Today cybersecurity professionals are tasked with maintaining operational resilience in an increasingly hostile threat environment by addressing the organization’s most exploitable risks, first.
This is driving the adoption of a new, proactive approach to cybersecurity, that complements the preventative and reactive measures that organizations already have in place, to create multi-layered defences.
1. Preventative Cybersecurity: The First Line of Defense
Foundational to network security, preventative measures like strong cyber hygiene, device hardening and effective network segmentation aim to minimize the attack surface. However, misconfigurations and overlooked software updates are weaknesses that could be exploited. To identify and understand these vulnerabilities in terms of the risk they pose to operations, many organizations have adopted risk-based vulnerability management solutions, like Nipper.
How Nipper can help:
Solutions like Nipper supercharge preventative efforts by automating the detection and prioritization of network risks. With pentester-level analysis of configurations for routers, switches, and firewalls, Nipper delivers:
- Risk-prioritized insights showing precisely where devices are misconfigured or exposed.
- Actionable recommendations for remediation, aligning with vendor hardening guides and industry best practices.
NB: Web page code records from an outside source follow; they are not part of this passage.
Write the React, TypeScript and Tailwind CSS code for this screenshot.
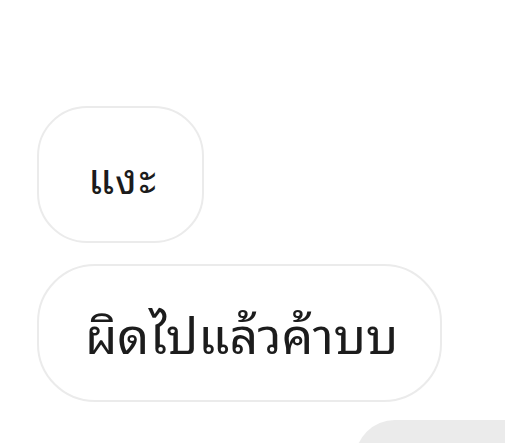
export default function App() {
  return (
    <div className="w-[505px] h-[443px] overflow-hidden bg-white flex flex-col pt-[106px] pl-[37px] font-['Noto_Sans_Thai_Looped',sans-serif] text-[#1c1c1c]">
      <div className="self-start shrink-0 h-[137px] w-[167px] rounded-[50px] border-2 border-[#ebebeb] flex items-center pl-[49px] text-[42px] font-normal tracking-[0.05em] leading-none">
        แงะ
      </div>
      <div className="self-start shrink-0 mt-[21px] h-[138px] w-[405px] rounded-[58px] border-2 border-[#ebebeb] flex items-center pl-[46px] pb-[3px] text-[50px] leading-none">
        ผิดไปแล้วค้าบบ
      </div>
      <div className="self-end shrink-0 mt-[18px] h-[80px] w-[150px] rounded-l-[50px] bg-[#ebebeb]" />
    </div>
  );
}
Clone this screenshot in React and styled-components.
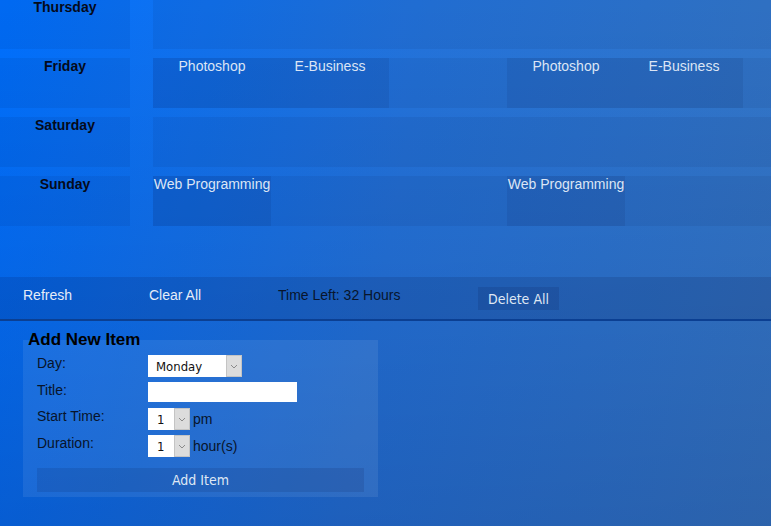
import React from 'react';
import styled, { createGlobalStyle } from 'styled-components';

// Page setup
const GlobalStyle = createGlobalStyle`
    html, body {
        margin: 0;
        padding: 0;
    }
    body {
        min-height: 100vh;
        font-family: "Liberation Sans", Arial, sans-serif;
        font-size: 14px;
        background:
            linear-gradient(to bottom, rgba(0, 0, 40, 0) 0%, rgba(0, 0, 40, 0.18) 100%),
            linear-gradient(100deg, #0070ff 0%, #2474dc 50%, #3678c8 100%);
        background-attachment: fixed;
    }
`;

const Page = styled.div`
    width: 100%;
    min-height: 100vh;
    overflow: hidden;
`;

// Schedule grid
const Schedule = styled.div`
    display: flex;
    flex-direction: column;
    gap: 9px;
    margin-top: -1px;
    padding-bottom: 51px;
`;

const Row = styled.div`
    display: flex;
    height: 50px;
`;

const DayCell = styled.div`
    width: 130px;
    flex-shrink: 0;
    text-align: center;
    font-weight: bold;
    color: #050a1a;
    background: rgba(0, 0, 40, 0.06);
`;

const Divider = styled.div`
    width: 23px;
    flex-shrink: 0;
`;

const Slots = styled.div`
    flex: 1;
    display: grid;
    grid-template-columns: repeat(5, 118px);
    background: rgba(0, 0, 40, 0.06);
`;

const Slot = styled.div`
    grid-column: ${p => p.col};
    text-align: center;
    white-space: nowrap;
    color: #dbe5f5;
    background: rgba(0, 0, 40, 0.07);
`;

// Toolbar
const Toolbar = styled.div`
    display: grid;
    grid-template-columns: 126px 129px 200px auto;
    align-items: start;
    height: 44px;
    box-sizing: border-box;
    padding: 10px 0 0 23px;
    background: rgba(0, 0, 40, 0.12);
    border-bottom: 2px solid #0b3f92;
`;

const ToolLink = styled.a`
    color: ${p => (p.dark ? '#08152c' : '#e4ecf8')};
    text-decoration: none;
    line-height: 16px;
    cursor: pointer;
`;

const DeleteButton = styled.button`
    justify-self: start;
    height: 23px;
    width: 81px;
    padding: 0;
    border: none;
    background: rgba(0, 0, 40, 0.1);
    color: #dfe7f4;
    font-family: "DejaVu Sans Condensed", "DejaVu Sans", sans-serif;
    font-size: 14px;
    cursor: pointer;
`;

// Add item form
const FormArea = styled.div`
    padding: 19px 0 0 23px;
`;

const Panel = styled.div`
    display: flow-root;
    width: 355px;
    box-sizing: border-box;
    padding: 0 14px 5px;
    background: rgba(255, 255, 255, 0.08);
`;

const Heading = styled.div`
    margin: -10px 0 6px -9px;
    font-size: 17px;
    line-height: 19px;
    font-weight: bold;
    color: #000;
`;

const FormRow = styled.div`
    display: flex;
    align-items: flex-start;
    margin-bottom: ${p => p.gap ?? 5}px;
`;

const Label = styled.div`
    width: 111px;
    flex-shrink: 0;
    line-height: 16px;
    color: #08142a;
`;

const Control = styled.div`
    display: flex;
    align-items: center;
    gap: 3px;
    color: #08142a;
`;

const SelectBox = styled.div`
    display: flex;
    width: ${p => p.width}px;
    height: 22px;
    background: #fff;
    font-family: "DejaVu Sans Condensed", "DejaVu Sans", sans-serif;
    font-size: 13px;
    color: #111;
`;

const SelectValue = styled.div`
    flex: 1;
    display: flex;
    align-items: center;
    padding-left: ${p => p.pad || 8}px;
`;

const Arrow = styled.div`
    width: 16px;
    flex-shrink: 0;
    display: flex;
    align-items: center;
    justify-content: center;
    box-sizing: border-box;
    background: #dcdcdc;
    border: 1px solid #c4c4c4;
`;

const TextInput = styled.input`
    width: 149px;
    height: 20px;
    box-sizing: border-box;
    border: none;
    padding: 0 4px;
    background: #fff;
    outline: none;
`;

const AddButton = styled.button`
    display: block;
    width: 100%;
    height: 24px;
    margin-top: 11px;
    padding: 0;
    border: none;
    background: rgba(0, 0, 40, 0.1);
    color: #dfe7f4;
    font-family: "DejaVu Sans Condensed", "DejaVu Sans", sans-serif;
    font-size: 14px;
    cursor: pointer;
`;

const Chevron = () => (
    <svg width="8" height="5" viewBox="0 0 8 5">
        <path d="M1 1 L4 4 L7 1" fill="none" stroke="#8a8a8a" strokeWidth="1" />
    </svg>
);

const Select = ({ value, width, pad }) => (
    <SelectBox width={width}>
        <SelectValue pad={pad}>{value}</SelectValue>
        <Arrow><Chevron /></Arrow>
    </SelectBox>
);

const days = [
    { name: 'Thursday', items: [] },
    {
        name: 'Friday',
        items: [
            { col: 1, title: 'Photoshop' },
            { col: 2, title: 'E-Business' },
            { col: 4, title: 'Photoshop' },
            { col: 5, title: 'E-Business' },
        ],
    },
    { name: 'Saturday', items: [] },
    {
        name: 'Sunday',
        items: [
            { col: 1, title: 'Web Programming' },
            { col: 4, title: 'Web Programming' },
        ],
    },
];

export default function App() {
    return (
        <Page>
            <GlobalStyle />
            <Schedule>
                {days.map(day => (
                    <Row key={day.name}>
                        <DayCell>{day.name}</DayCell>
                        <Divider />
                        <Slots>
                            {day.items.map(item => (
                                <Slot key={item.col} col={item.col}>{item.title}</Slot>
                            ))}
                        </Slots>
                    </Row>
                ))}
            </Schedule>

            <Toolbar>
                <ToolLink>Refresh</ToolLink>
                <ToolLink>Clear All</ToolLink>
                <ToolLink dark>Time Left: 32 Hours</ToolLink>
                <DeleteButton>Delete All</DeleteButton>
            </Toolbar>

            <FormArea>
                <Panel>
                    <Heading>Add New Item</Heading>
                    <FormRow>
                        <Label>Day:</Label>
                        <Control><Select value="Monday" width={94} /></Control>
                    </FormRow>
                    <FormRow gap={6}>
                        <Label>Title:</Label>
                        <Control><TextInput type="text" /></Control>
                    </FormRow>
                    <FormRow>
                        <Label>Start Time:</Label>
                        <Control><Select value="1" width={42} pad={9} />pm</Control>
                    </FormRow>
                    <FormRow gap={0}>
                        <Label>Duration:</Label>
                        <Control><Select value="1" width={42} pad={9} />hour(s)</Control>
                    </FormRow>
                    <AddButton>Add Item</AddButton>
                </Panel>
            </FormArea>
        </Page>
    );
}
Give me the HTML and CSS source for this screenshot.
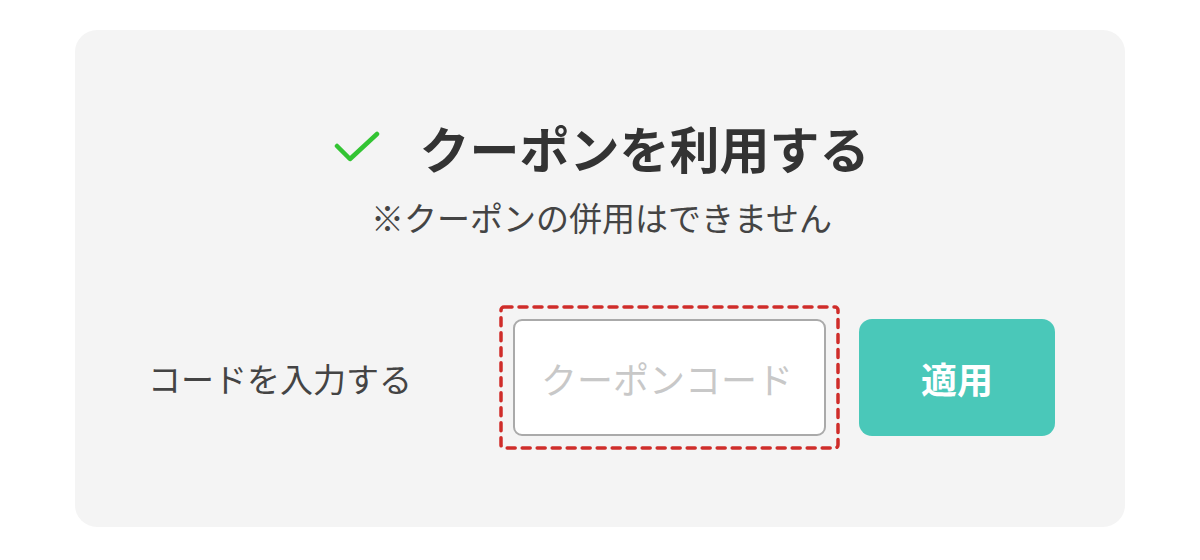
FILE: index.html
```html
<!DOCTYPE html>
<html lang="ja">
<head>
    <meta charset="UTF-8">
    <meta name="viewport" content="width=device-width, initial-scale=1.0">
    <title>クーポン</title>
    <link rel="stylesheet" href="styles.css">
</head>
<body>
    <div class="card">
        <h2 class="title">
            <svg class="check" width="46" height="32" viewBox="0 0 46 32">
                <path d="M3 15 L16 28 L43 3" fill="none" stroke="#33c433" stroke-width="4.5" stroke-linecap="round" stroke-linejoin="round"/>
            </svg>
            <span>クーポンを利用する</span>
        </h2>
        <p class="note">※クーポンの併用はできません</p>
        <div class="row">
            <label class="label" for="code">コードを入力する</label>
            <div class="focus">
                <input id="code" class="input" type="text" placeholder="クーポンコード">
                <!-- dashed highlight round the field -->
                <svg class="dash" width="341" height="145">
                    <rect x="2" y="2" width="337" height="141" rx="3" fill="none" stroke="#cf2d2a" stroke-width="3.5" stroke-dasharray="8 7" stroke-linecap="round"/>
                </svg>
            </div>
            <button class="apply">適用</button>
        </div>
    </div>
</body>
</html>
```

FILE: styles.css
```css
body { margin: 0; background: #fff; font-family: "Noto Sans CJK JP", "Noto Sans", sans-serif; color: #333; }
.card { margin: 30px 75px 0; height: 497px; box-sizing: border-box; padding: 87px 70px 0 73px; background: #f4f4f4; border-radius: 22px; }
.title { display: flex; align-items: center; justify-content: center; gap: 40px; margin: 0; font-size: 50px; line-height: 60px; font-weight: bold; color: #333; }
.check { margin-top: 0; }
.note { margin: 16px 0 0; text-align: center; font-size: 33px; line-height: 48px; color: #444; }
.row { display: flex; align-items: center; margin-top: 64px; }
.label { width: 351px; font-size: 33px; color: #444; }
.focus { position: relative; padding: 14px; }
.dash { position: absolute; left: 0; top: 0; pointer-events: none; }
.input { display: block; width: 313px; height: 117px; box-sizing: border-box; border: 2px solid #aaa; border-radius: 9px; background: #fff; padding: 0 0 0 26px; font-family: inherit; font-size: 36px; color: #333; outline: none; }
.input::placeholder { color: #c8c8c8; }
.apply { margin-left: 19px; width: 196px; height: 117px; border: none; border-radius: 13px; background: #4ac8b9; color: #fff; font-family: inherit; font-size: 36px; font-weight: bold; cursor: pointer; }
```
- Efficiency gains, reducing security audit times by up to 80% and enabling more frequent assessments in line directives from industry regulators.
This ensures preventative measures aren’t just theoretical—they’re actively shutting down exploitable weaknesses.
2. Reactive Cybersecurity: Disaster Recovery
Even with the best preventative defenses in place, it's not a case of if, but when, a breach will happen. When they do, the organization’s ability to react quickly and effectively can mean the difference between minor disruption and major destruction. A reactive cybersecurity strategy ensures that when an incident occurs, the organization can:
- Contain and neutralize the threat immediately.
- Recover and fortify defenses to prevent recurrence.
Best Practices:
A rapid response plan that integrates incident response, threat hunting, and business continuity is critical. This ensures minimal downtime and maximum resilience - building confidence among stakeholders and reducing reputational harm.
3. Proactive Cybersecurity: Network Resilience
As networks have grown more complex, attack surfaces have expanded, and threats have become increasingly sophisticated and prolific, cybersecurity teams are now looking for ways to pre-empt breaches by deploying proactive security platforms that:
- Leverage threat intelligence to understand network exposure
- Prioritize vulnerability remediation based on real-world risk and business impact.
- Proactively mitigate the most critical risks before they’re exploited.
How Proactive Differs from Preventative Cybersecurity:
While both aim to reduce vulnerabilities, proactive cybersecurity does so in real-time, using active threat intelligence to prioritize remediation. Using attack frameworks (like MITRE ATT&CK) to understand adversarial behavior, proactive security platforms enable teams to focus resources on the most pressing threats to operations.
How Nipper Enterprise can support:
Proactive security solutions like Nipper Enterprise give SOC and NOC teams the visibility they need to:
- Address configuration drift and Known Exploited Vulnerabilities (KEVs) in near real-time
- Understand network exposure to active attack vectors using MITRE ATT&CK TTPs dashboards.
- Risk-prioritize action plans based on current security posture within the context of the live threat landscape.
This intelligence-driven approach allows teams to cut through noise, focus on what matters most, and maintain a secure and resilient network.
The Triad in Action: A Unified Defense Strategy
To stay resilient in today’s threat environment, organizations now need to combine and seamlessly integrate preventative, reactive, and proactive cybersecurity measures into a cohesive strategy.
- Preventative measures to harden defenses and remediate known vulnerabilities.
- Reactive strategies to ensure rapid containment and recovery in the event of a breach.
- Proactive intelligence to identify and mitigate operational risks before they become incidents.
According to Omdia, 70% of organizations are now increasing their spending on proactive security solutions, reflecting a shift in how businesses prioritize resilience. Proactive security is no longer optional—it’s the third essential pillar of modern cybersecurity.